Fourth I think is the fear to stand out, to be visible to the rest of the community. Instead of ducking into the darkest corner of the darkroom, to step into the light and be seen as a person, not a cock in uniform. A bonus most people don’t see, is when you get involved, you sometimes get special perks. Our volunteering got us invited on the MR. B boat at GAY pride for example.
Now, let me make myself very clear: I don’t EXPECT special treatment. I don’t feel ENTITELED to anything. I’m not the “Don’t you know who I am?” type. But, if something is offered to me, I reserve the option to take it.
One last thing I want to mention is the danger of a monopoly. If there is only one group of guys organizing a lot, if not all, of the events, a hissy-fit in that group might bring all events to a screeching halt. For continuity ( and to lighten the load for everyone) I think it’s better to have a lot of people each doing their thing while exchanging experiences in what worked and what lessons people learned organizing things. I will also diversify the kink-interests in the events.

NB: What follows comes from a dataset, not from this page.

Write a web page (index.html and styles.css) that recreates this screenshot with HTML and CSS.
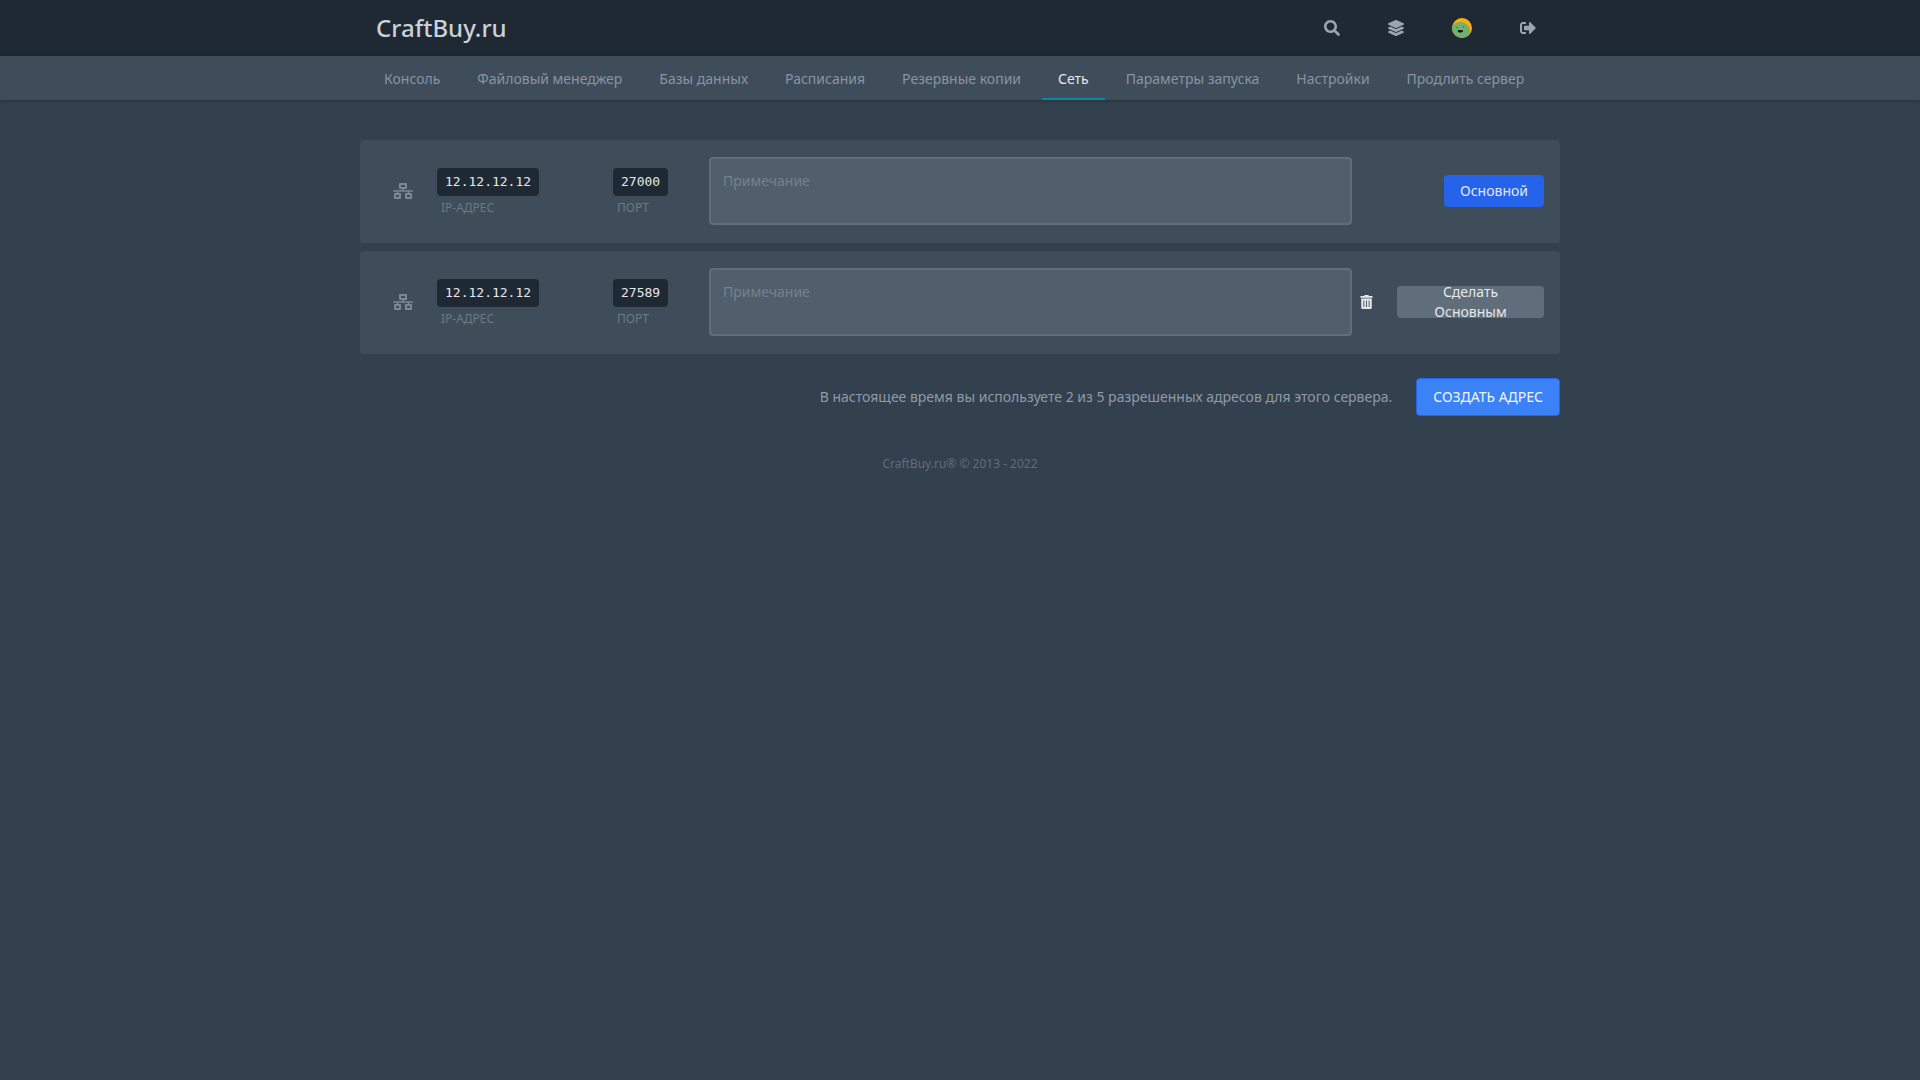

I do these things because I believe in giving back. If there hadn’t been the gay VSSM meetings, the young me would have never gotten the good BDSM experience that helped me evolve. Without the vagevuur foundation I would have never seen or done the real advanced stuff as a 23 yr old or have been able to experience of an entire weekend of 24/7 role-play with 30 other people. Without the RSG group, i would have never known full-rubber play. All gone. Forever?
tips & tricks:
KISS: keep it simple stupid!
Start small and let it grow naturally.
Think about what you’d like to attend/have/access ! If it’s not there, create it!
Talk to people to see if they have the same wants as you.